Abstract

Combinatorial property testing deals with the following relaxation of decision problems: Given a fixed property and an input x, one wants to decide whether x satisfies the property or is “far” from satisfying it. The main focus of property testing is in identifying large families of properties that can be tested with a certain number of queries to the input. Unfortunately, there are nearly no general results connecting standard complexity measures of languages with the hardness of testing them. In this paper we study the relation between the space complexity of a language and its query complexity. Our main result is that for any space complexity s(n)≤logn there is a language with space complexity O(s(n)) and query complexity 2$^{\Omega({\it s}({\it n}))}$. We conjecture that this exponential lower bound is best possible, namely that the query complexity of a languages is at most exponential in its space complexity.
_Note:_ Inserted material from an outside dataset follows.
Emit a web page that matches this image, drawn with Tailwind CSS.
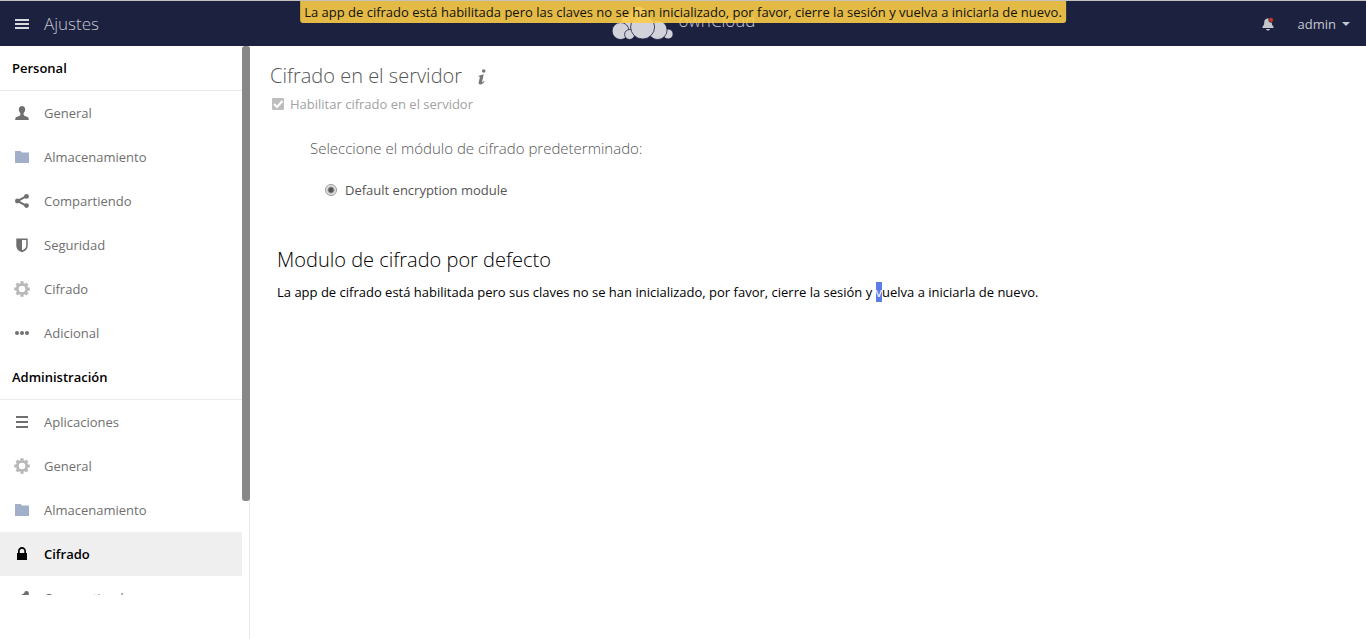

Our result has implications with respect to testing languages accepted by certain restricted machines. Alon et al. [FOCS 1999] have shown that any regular language is testable with a constant number of queries. It is well known that any language in space o(loglogn) is regular, thus implying that such languages can be so tested. It was previously known that there are languages in space O(logn) which are not testable with a constant number of queries and Newman [FOCS 2000] raised the question of closing the exponential gap between these two results. A special case of our main result resolves this problem as it implies that there is a language in space O(loglogn) that is not testable with a constant number of queries, thus showing that the o(loglogn) bound is best possible. It was also previously known that the class of testable properties cannot be extended to all context-free languages. We further show that one cannot even extend the family of testable languages to the class of languages accepted by single counter machines which is perhaps the weakest (uniform) computational model that is strictly stronger than finite automata.